General, Efficient, and Real-Time Data Compaction Strategy for APT Forensic Analysis
Tiantian Zhu,Jiayu Wang,Linqi Ruan,Chunlin Xiong,Jinkai Yu,Yaosheng Li,Yan Chen,Mingqi Lv,Tieming Chen
DOI: https://doi.org/10.1109/tifs.2021.3076288
IF: 7.231
2021-01-01
IEEE Transactions on Information Forensics and Security
Abstract:The damage caused by Advanced Persistent Threat (APT) attacks to governments and large enterprises is gradually escalating. Once an attack event is detected, forensic analysis will use the dependencies between system audit logs to rapidly locate intrusion points and determine the impact of the attacks. Due to the high persistence of APT attacks, huge amounts of data will be stored to meet the needs of forensic analysis, which not only brings great storage overhead, but also sharply increases the computing costs. To compact data without affecting forensic analysis, several methods have been proposed.

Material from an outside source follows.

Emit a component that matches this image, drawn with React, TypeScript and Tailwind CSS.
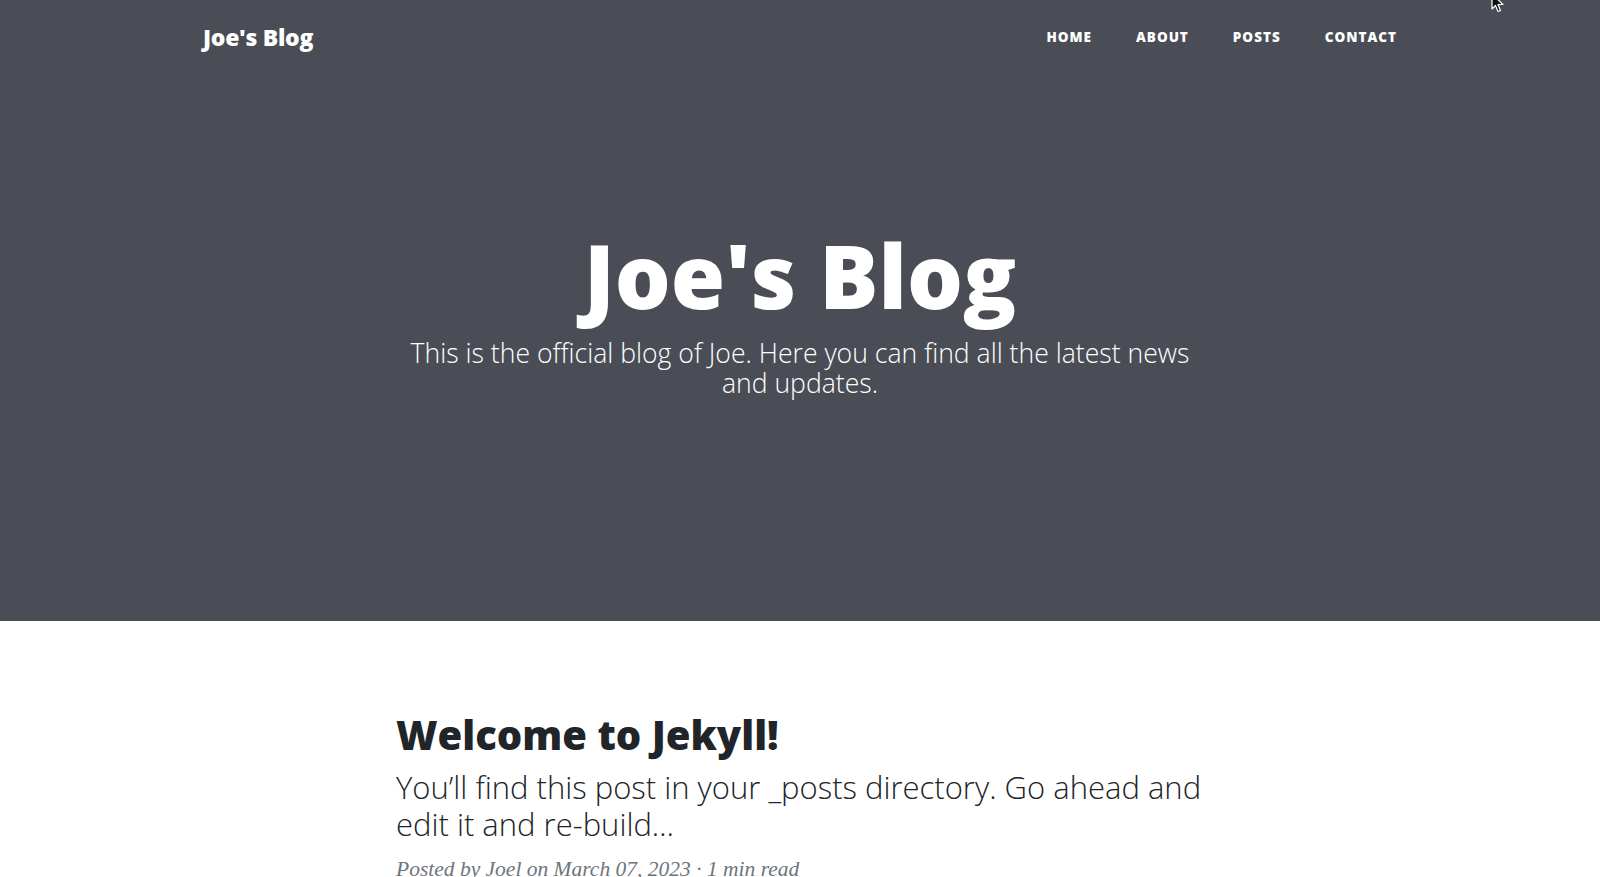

However, in real-world scenarios, we meet the problems of weak cross-platform capability, large data processing overhead, and poor real-time performance, rendering existing data compaction methods difficult to meet the usability and universality requirements jointly. To overcome these difficulties, this paper proposes a general, efficient, and real-time data compaction method at the system log level; it does not involve internal analysis of the program or depend on the specific operating system type, and it includes two strategies: 1) data compaction of maintaining global semantics (GS), which determines and deletes redundant events that do not affect global dependencies, and 2) data compaction based on suspicious semantics (SS). Given that the purpose of forensic analysis is to restore the attack chain, SS performs context analysis on the remaining events from GS and further deletes the parts that are not related to the attack. The results of the real-world experiments show that the compaction ratios of our method to system events are as high as $4.36\times $ to $13.18\times $ and $7.86\times $ to $26.99\times $ on GS and SS, respectively, which is better than state-of-the-art studies.